Visitors generally spend about 15 seconds viewing the Mona Lisa. Until the 20th century, Mona Lisa was one among many and certainly not the "most famous painting" in the world as it is termed today. Among works in the Louvre, in 1852 its market value was 90,000 francs compared to works by Raphael valued at up to 600,000 francs. In 1878, the Baedeker guide called it "the most celebrated work of Leonardo in the Louvre". Between 1851 and 1880, artists who visited the Louvre copied Mona Lisa roughly half as many times as certain works by Bartolomé Esteban Murillo, Antonio da Correggio, Paolo Veronese, Titian, Jean-Baptiste Greuze and Pierre Paul Prud'hon.
From December 1962 to March 1963, the French government lent it to the United States to be displayed in New York City and Washington D.C.. In 1974, the painting was exhibited in Tokyo and Moscow.
Before the 1962–3 tour, the painting was assessed, for insurance purposes, as valued at $100 million; the insurance was not bought, instead more money was spent on security. As an expensive painting, it has only recently been surpassed, in terms of actual dollar price, by three other paintings: the Adele Bloch-Bauer I by Gustav Klimt, which was sold for $135 million, the Woman III by Willem de Kooning sold for $138 million in November 2006, and No. 5, 1948 by Jackson Pollock sold for a record $140 million on in November 2006. Although these figures are greater than the 1962 figure which the Mona Lisa was valued at, the comparison does not account for the change in prices due to inflation - $100 million in 1962 is approximately $700 million in 2009 when adjusted for inflation using the US Consumer Price Index.

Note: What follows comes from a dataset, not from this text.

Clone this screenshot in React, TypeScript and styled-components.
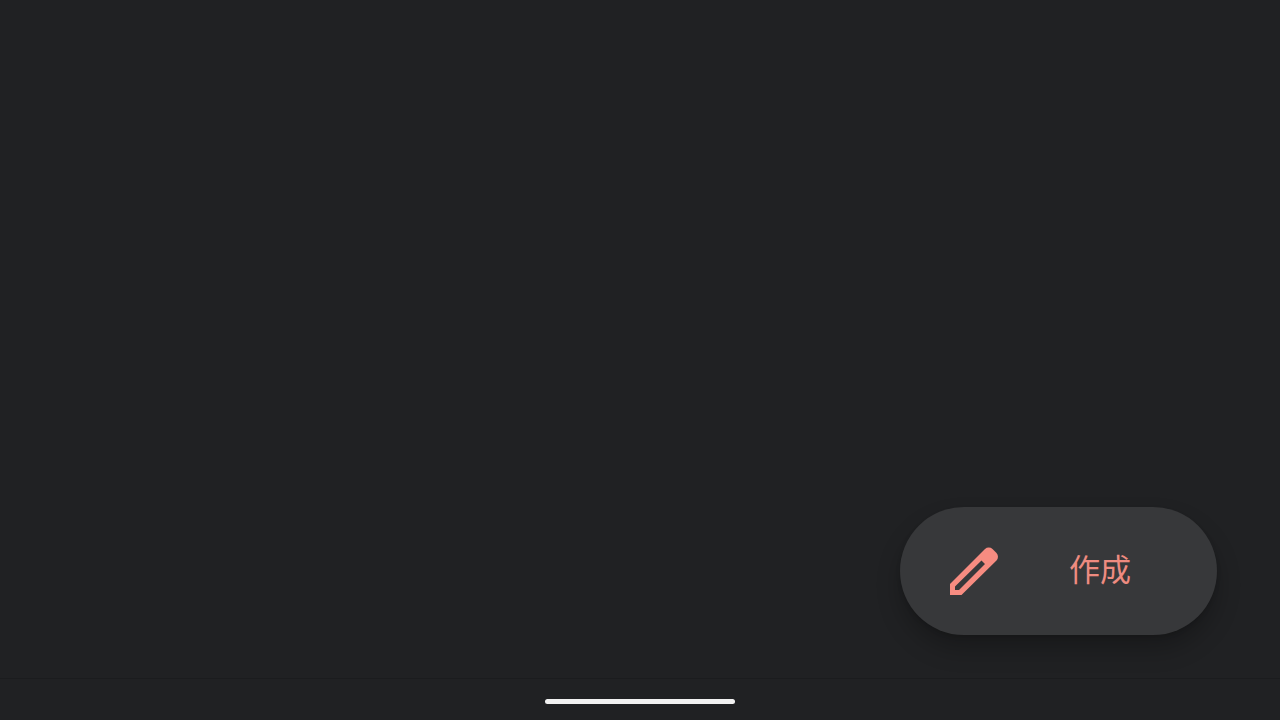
import React from "react";
import styled, { createGlobalStyle } from "styled-components";

const GlobalStyle = createGlobalStyle`
  *, *::before, *::after { box-sizing: border-box; }
  body {
    margin: 0;
    background: #202123;
    font-family: Roboto, "Noto Sans CJK JP", sans-serif;
  }
`;

const Screen = styled.div`
  display: flex;
  flex-direction: column;
  min-height: 100vh;
  background: #202123;
`;

const Content = styled.main`
  flex: 1;
  display: flex;
  align-items: flex-end;
  justify-content: flex-end;
  padding: 43px 63px;
`;

const ComposeButton = styled.button`
  display: flex;
  align-items: center;
  gap: 71px;
  padding: 0 86px 0 50px;
  height: 128px;
  border: 0;
  border-radius: 64px;
  background: #37383a;
  color: #ee8b80;
  font-family: inherit;
  font-size: 31px;
  line-height: 40px;
  white-space: nowrap;
  cursor: pointer;
  box-shadow: 0 14px 24px rgba(0, 0, 0, 0.24), 0 2px 4px rgba(0, 0, 0, 0.12);
`;

const Pencil = styled.svg`
  flex: none;
  width: 48px;
  height: 48px;
  fill: #f78c81;
`;

const NavigationBar = styled.footer`
  display: flex;
  align-items: center;
  justify-content: center;
  height: 42px;
  padding-top: 4px;
  border-top: 1px solid #1b1c1e;
`;

const HomeHandle = styled.div`
  width: 190px;
  height: 5px;
  border-radius: 3px;
  background: #f1f1f1;
`;

export default function App() {
  return (
    <Screen>
      <GlobalStyle />
      <Content>
        <ComposeButton type="button">
          <Pencil viewBox="0 0 48 48" aria-hidden="true">
            <path
              fillRule="evenodd"
              d="M0 48V37L35 2a5.5 5.5 0 0 1 7.500 0l4 4a5.500 5.500 0 0 1 0 7.500L11.500 48ZM5 39.500V43h4L35 17 31.500 13.500Z"
            />
          </Pencil>
          <span>作成</span>
        </ComposeButton>
      </Content>
      <NavigationBar>
        <HomeHandle />
      </NavigationBar>
    </Screen>
  );
}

Reams have been written about this small masterpiece by Leonardo, and the gentle woman who is its subject has been adapted in turn as an aesthetic, philosophical and advertising symbol, entering eventually into the irreverent parodies of the Dada and Surrealist artists. The history of the panel has been much discussed, although it remains in part uncertain. According to Vasari, the subject is a young Florentine woman, Monna (or Mona) Lisa, who in 1495 married the well-known figure, Francesco del Giocondo, and thus came to be known as ``La Gioconda''. The work should probably be dated during Leonardo's second Florentine period, that is between 1503 and 1505. Leonardo himself loved the portrait, so much so that he always carried it with him until eventually in France it was sold to François I, either by Leonardo or by Melzi.